GOAL -
Transcribe the listing that follows in full, omitting pictures.
========================
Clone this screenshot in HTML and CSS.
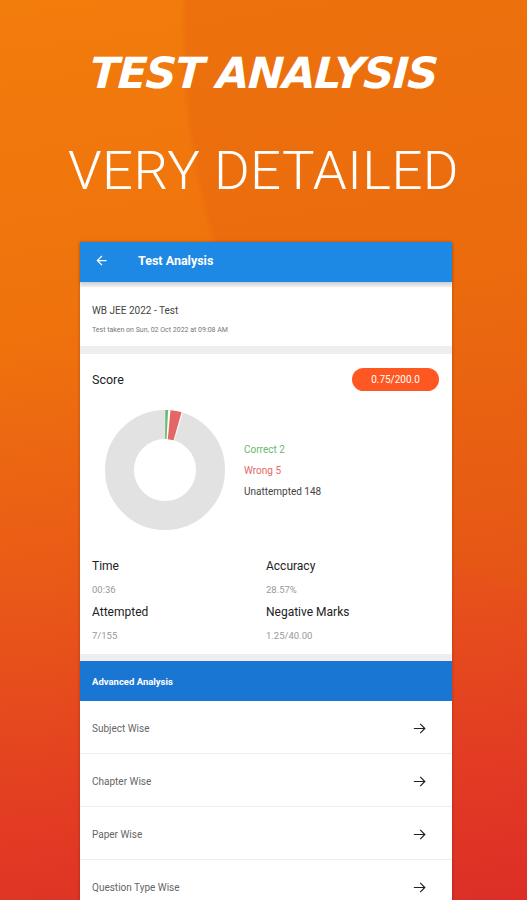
FILE: index.html
```html
<!DOCTYPE html>
<html>
<head>
<meta charset="utf-8">
<link rel="stylesheet" href="styles.css">
</head>
<body>
<header class="promo">
  <h1 class="promo-title">TEST ANALYSIS</h1>
  <h2 class="promo-sub">VERY DETAILED</h2>
</header>
<main class="phone">
  <div class="appbar">
    <svg class="back" viewBox="0 0 24 24" width="15" height="15"><path d="M20 11H7.83l5.59-5.59L12 4l-8 8 8 8 1.41-1.41L7.83 13H20v-2z" fill="#fff"/></svg>
    <span class="appbar-title">Test Analysis</span>
  </div>
  <section class="test-card">
    <div class="test-name">WB JEE 2022 - Test</div>
    <div class="test-date">Test taken on Sun, 02 Oct 2022 at 09:08 AM</div>
  </section>
  <section class="score-card">
    <div class="score-head">
      <span class="score-label">Score</span>
      <span class="score-pill">0.75/200.0</span>
    </div>
    <div class="chart-row">
      <svg class="donut" viewBox="0 0 120 120" width="120" height="120">
        <g transform="rotate(-90 60 60)">
          <circle cx="60" cy="60" r="45.5" fill="none" stroke="#e2e2e2" stroke-width="29"/>
          <circle cx="60" cy="60" r="45.5" fill="none" stroke="#fff" stroke-width="29" stroke-dasharray="14.4 271.5" stroke-dashoffset="0.6"/>
          <circle cx="60" cy="60" r="45.5" fill="none" stroke="#66bb6a" stroke-width="29" stroke-dasharray="2.2 283.7" stroke-dashoffset="-0.2"/>
          <circle cx="60" cy="60" r="45.5" fill="none" stroke="#e46767" stroke-width="29" stroke-dasharray="8.6 277.3" stroke-dashoffset="-4.2"/>
        </g>
      </svg>
      <ul class="legend">
        <li class="lg-correct">Correct 2</li>
        <li class="lg-wrong">Wrong 5</li>
        <li class="lg-un">Unattempted 148</li>
      </ul>
    </div>
    <div class="stats">
      <div class="stat"><div class="stat-label">Time</div><div class="stat-val">00:36</div></div>
      <div class="stat"><div class="stat-label">Accuracy</div><div class="stat-val">28.57%</div></div>
      <div class="stat"><div class="stat-label">Attempted</div><div class="stat-val">7/155</div></div>
      <div class="stat"><div class="stat-label">Negative Marks</div><div class="stat-val">1.25/40.00</div></div>
    </div>
  </section>
  <div class="adv-bar">Advanced Analysis</div>
  <ul class="adv-list">
    <li class="adv-row"><span>Subject Wise</span><svg class="fwd" viewBox="0 0 24 24" width="17" height="17"><path d="M4 12h15M13 5.5l6.5 6.5-6.5 6.5" fill="none" stroke="#222" stroke-width="1.7"/></svg></li>
    <li class="adv-row"><span>Chapter Wise</span><svg class="fwd" viewBox="0 0 24 24" width="17" height="17"><path d="M4 12h15M13 5.5l6.5 6.5-6.5 6.5" fill="none" stroke="#222" stroke-width="1.7"/></svg></li>
    <li class="adv-row"><span>Paper Wise</span><svg class="fwd" viewBox="0 0 24 24" width="17" height="17"><path d="M4 12h15M13 5.5l6.5 6.5-6.5 6.5" fill="none" stroke="#222" stroke-width="1.7"/></svg></li>
    <li class="adv-row"><span>Question Type Wise</span><svg class="fwd" viewBox="0 0 24 24" width="17" height="17"><path d="M4 12h15M13 5.5l6.5 6.5-6.5 6.5" fill="none" stroke="#222" stroke-width="1.7"/></svg></li>
  </ul>
</main>
</body>
</html>
```
FILE: styles.css
```css
html, body {
  margin: 0;
  padding: 0;
}
body {
  width: 527px;
  height: 900px;
  overflow: hidden;
  font-family: Roboto, "Liberation Sans", sans-serif;
  background:
    radial-gradient(ellipse 440px 580px at 620px 30px, rgba(226, 92, 14, 0.32) 0, rgba(226, 92, 14, 0.32) 98.5%, rgba(226, 92, 14, 0) 100%),
    linear-gradient(172deg, #f27c0c 0%, #ef720d 35%, #e95a17 60%, #e33f22 82%, #dc2e27 100%);
}
.promo {
  text-align: center;
  color: #fff;
  padding-top: 43px;
  height: 199px;
  box-sizing: border-box;
}
.promo-title {
  margin: 0;
  font-family: "DejaVu Sans", "Liberation Sans", sans-serif;
  font-weight: bold;
  font-style: italic;
  font-size: 43px;
  letter-spacing: -1.5px;
  line-height: 60px;
  transform: skewX(-3deg);
}
.promo-sub {
  margin: 37px 0 0 0;
  font-family: Roboto, "Liberation Sans", sans-serif;
  font-weight: 300;
  font-size: 54.5px;
  line-height: 60px;
  letter-spacing: 0.4px;
}
.phone {
  width: 372px;
  margin: 43px 0 0 80px;
  background: #eeeeee;
  box-shadow: 0 0 3px rgba(0,0,0,0.25);
}
.appbar {
  height: 40px;
  box-sizing: border-box;
  padding-bottom: 3px;
  background: #1e88e5;
  display: flex;
  align-items: center;
  padding-left: 14px;
  box-shadow: 0 2px 3px rgba(0,0,0,0.15);
}
.appbar-title {
  color: #fff;
  font-weight: bold;
  font-size: 12.5px;
  margin-left: 29px;
}
.back { display: block; }
.test-card {
  margin-top: 5px;
  background: #fff;
  height: 59px;
  padding-left: 12px;
  box-sizing: border-box;
  padding-top: 17px;
}
.test-name {
  font-size: 10px;
  color: #444;
  line-height: 14px;
}
.test-date {
  font-size: 7px;
  color: #777;
  line-height: 10px;
  margin-top: 7px;
}
.score-card {
  margin-top: 8px;
  background: #fff;
  height: 300px;
  box-sizing: border-box;
  padding-top: 14px;
}
.score-head {
  display: flex;
  justify-content: space-between;
  align-items: center;
  padding: 0 13px 0 12px;
}
.score-label {
  font-size: 12.5px;
  color: #222;
}
.score-pill {
  width: 87px;
  height: 23px;
  border-radius: 12px;
  background: #ff5722;
  color: #fff;
  font-size: 10px;
  display: flex;
  align-items: center;
  justify-content: center;
}
.chart-row {
  display: flex;
  align-items: center;
  margin-top: 19px;
  padding-left: 25px;
}
.donut { display: block; }
.legend {
  list-style: none;
  margin: 0 0 0 19px;
  padding: 0;
  font-size: 10px;
  line-height: 21px;
}
.lg-correct { color: #66bb6a; }
.lg-wrong { color: #e46767; }
.lg-un { color: #444; }
.stats {
  display: grid;
  grid-template-columns: 174px 1fr;
  padding-left: 12px;
  margin-top: 25px;
}
.stat-label {
  font-size: 12px;
  color: #222;
  line-height: 23px;
}
.stat-val {
  font-size: 9.5px;
  color: #999;
  line-height: 23px;
}
.adv-bar {
  margin-top: 7px;
  height: 40px;
  background: #1976d2;
  color: #fff;
  font-weight: bold;
  font-size: 9.5px;
  display: flex;
  align-items: center;
  padding-left: 12px;
}
.adv-list {
  list-style: none;
  margin: 0;
  padding: 0;
  background: #fff;
}
.adv-row {
  height: 52px;
  border-bottom: 1px solid #eeeeee;
  display: flex;
  align-items: center;
  justify-content: space-between;
  padding: 2px 24px 0 12px;
  box-sizing: content-box;
  font-size: 10px;
  color: #666;
}
.adv-row {
  height: 50px;
}
.fwd { display: block; }
```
========================
FULL SOLUTION -
Clone this screenshot in HTML and CSS.
FILE: index.html
```html
<!DOCTYPE html>
<html>
<head>
<meta charset="utf-8">
<link rel="stylesheet" href="styles.css">
</head>
<body>
<header class="promo">
  <h1 class="promo-title">TEST ANALYSIS</h1>
  <h2 class="promo-sub">VERY DETAILED</h2>
</header>
<main class="phone">
  <div class="appbar">
    <svg class="back" viewBox="0 0 24 24" width="15" height="15"><path d="M20 11H7.83l5.59-5.59L12 4l-8 8 8 8 1.41-1.41L7.83 13H20v-2z" fill="#fff"/></svg>
    <span class="appbar-title">Test Analysis</span>
  </div>
  <section class="test-card">
    <div class="test-name">WB JEE 2022 - Test</div>
    <div class="test-date">Test taken on Sun, 02 Oct 2022 at 09:08 AM</div>
  </section>
  <section class="score-card">
    <div class="score-head">
      <span class="score-label">Score</span>
      <span class="score-pill">0.75/200.0</span>
    </div>
    <div class="chart-row">
      <svg class="donut" viewBox="0 0 120 120" width="120" height="120">
        <g transform="rotate(-90 60 60)">
          <circle cx="60" cy="60" r="45.5" fill="none" stroke="#e2e2e2" stroke-width="29"/>
          <circle cx="60" cy="60" r="45.5" fill="none" stroke="#fff" stroke-width="29" stroke-dasharray="14.4 271.5" stroke-dashoffset="0.6"/>
          <circle cx="60" cy="60" r="45.5" fill="none" stroke="#66bb6a" stroke-width="29" stroke-dasharray="2.2 283.7" stroke-dashoffset="-0.2"/>
          <circle cx="60" cy="60" r="45.5" fill="none" stroke="#e46767" stroke-width="29" stroke-dasharray="8.6 277.3" stroke-dashoffset="-4.2"/>
        </g>
      </svg>
      <ul class="legend">
        <li class="lg-correct">Correct 2</li>
        <li class="lg-wrong">Wrong 5</li>
        <li class="lg-un">Unattempted 148</li>
      </ul>
    </div>
    <div class="stats">
      <div class="stat"><div class="stat-label">Time</div><div class="stat-val">00:36</div></div>
      <div class="stat"><div class="stat-label">Accuracy</div><div class="stat-val">28.57%</div></div>
      <div class="stat"><div class="stat-label">Attempted</div><div class="stat-val">7/155</div></div>
      <div class="stat"><div class="stat-label">Negative Marks</div><div class="stat-val">1.25/40.00</div></div>
    </div>
  </section>
  <div class="adv-bar">Advanced Analysis</div>
  <ul class="adv-list">
    <li class="adv-row"><span>Subject Wise</span><svg class="fwd" viewBox="0 0 24 24" width="17" height="17"><path d="M4 12h15M13 5.5l6.5 6.5-6.5 6.5" fill="none" stroke="#222" stroke-width="1.7"/></svg></li>
    <li class="adv-row"><span>Chapter Wise</span><svg class="fwd" viewBox="0 0 24 24" width="17" height="17"><path d="M4 12h15M13 5.5l6.5 6.5-6.5 6.5" fill="none" stroke="#222" stroke-width="1.7"/></svg></li>
    <li class="adv-row"><span>Paper Wise</span><svg class="fwd" viewBox="0 0 24 24" width="17" height="17"><path d="M4 12h15M13 5.5l6.5 6.5-6.5 6.5" fill="none" stroke="#222" stroke-width="1.7"/></svg></li>
    <li class="adv-row"><span>Question Type Wise</span><svg class="fwd" viewBox="0 0 24 24" width="17" height="17"><path d="M4 12h15M13 5.5l6.5 6.5-6.5 6.5" fill="none" stroke="#222" stroke-width="1.7"/></svg></li>
  </ul>
</main>
</body>
</html>
```
FILE: styles.css
```css
html, body {
  margin: 0;
  padding: 0;
}
body {
  width: 527px;
  height: 900px;
  overflow: hidden;
  font-family: Roboto, "Liberation Sans", sans-serif;
  background:
    radial-gradient(ellipse 440px 580px at 620px 30px, rgba(226, 92, 14, 0.32) 0, rgba(226, 92, 14, 0.32) 98.5%, rgba(226, 92, 14, 0) 100%),
    linear-gradient(172deg, #f27c0c 0%, #ef720d 35%, #e95a17 60%, #e33f22 82%, #dc2e27 100%);
}
.promo {
  text-align: center;
  color: #fff;
  padding-top: 43px;
  height: 199px;
  box-sizing: border-box;
}
.promo-title {
  margin: 0;
  font-family: "DejaVu Sans", "Liberation Sans", sans-serif;
  font-weight: bold;
  font-style: italic;
  font-size: 43px;
  letter-spacing: -1.5px;
  line-height: 60px;
  transform: skewX(-3deg);
}
.promo-sub {
  margin: 37px 0 0 0;
  font-family: Roboto, "Liberation Sans", sans-serif;
  font-weight: 300;
  font-size: 54.5px;
  line-height: 60px;
  letter-spacing: 0.4px;
}
.phone {
  width: 372px;
  margin: 43px 0 0 80px;
  background: #eeeeee;
  box-shadow: 0 0 3px rgba(0,0,0,0.25);
}
.appbar {
  height: 40px;
  box-sizing: border-box;
  padding-bottom: 3px;
  background: #1e88e5;
  display: flex;
  align-items: center;
  padding-left: 14px;
  box-shadow: 0 2px 3px rgba(0,0,0,0.15);
}
.appbar-title {
  color: #fff;
  font-weight: bold;
  font-size: 12.5px;
  margin-left: 29px;
}
.back { display: block; }
.test-card {
  margin-top: 5px;
  background: #fff;
  height: 59px;
  padding-left: 12px;
  box-sizing: border-box;
  padding-top: 17px;
}
.test-name {
  font-size: 10px;
  color: #444;
  line-height: 14px;
}
.test-date {
  font-size: 7px;
  color: #777;
  line-height: 10px;
  margin-top: 7px;
}
.score-card {
  margin-top: 8px;
  background: #fff;
  height: 300px;
  box-sizing: border-box;
  padding-top: 14px;
}
.score-head {
  display: flex;
  justify-content: space-between;
  align-items: center;
  padding: 0 13px 0 12px;
}
.score-label {
  font-size: 12.5px;
  color: #222;
}
.score-pill {
  width: 87px;
  height: 23px;
  border-radius: 12px;
  background: #ff5722;
  color: #fff;
  font-size: 10px;
  display: flex;
  align-items: center;
  justify-content: center;
}
.chart-row {
  display: flex;
  align-items: center;
  margin-top: 19px;
  padding-left: 25px;
}
.donut { display: block; }
.legend {
  list-style: none;
  margin: 0 0 0 19px;
  padding: 0;
  font-size: 10px;
  line-height: 21px;
}
.lg-correct { color: #66bb6a; }
.lg-wrong { color: #e46767; }
.lg-un { color: #444; }
.stats {
  display: grid;
  grid-template-columns: 174px 1fr;
  padding-left: 12px;
  margin-top: 25px;
}
.stat-label {
  font-size: 12px;
  color: #222;
  line-height: 23px;
}
.stat-val {
  font-size: 9.5px;
  color: #999;
  line-height: 23px;
}
.adv-bar {
  margin-top: 7px;
  height: 40px;
  background: #1976d2;
  color: #fff;
  font-weight: bold;
  font-size: 9.5px;
  display: flex;
  align-items: center;
  padding-left: 12px;
}
.adv-list {
  list-style: none;
  margin: 0;
  padding: 0;
  background: #fff;
}
.adv-row {
  height: 52px;
  border-bottom: 1px solid #eeeeee;
  display: flex;
  align-items: center;
  justify-content: space-between;
  padding: 2px 24px 0 12px;
  box-sizing: content-box;
  font-size: 10px;
  color: #666;
}
.adv-row {
  height: 50px;
}
.fwd { display: block; }
```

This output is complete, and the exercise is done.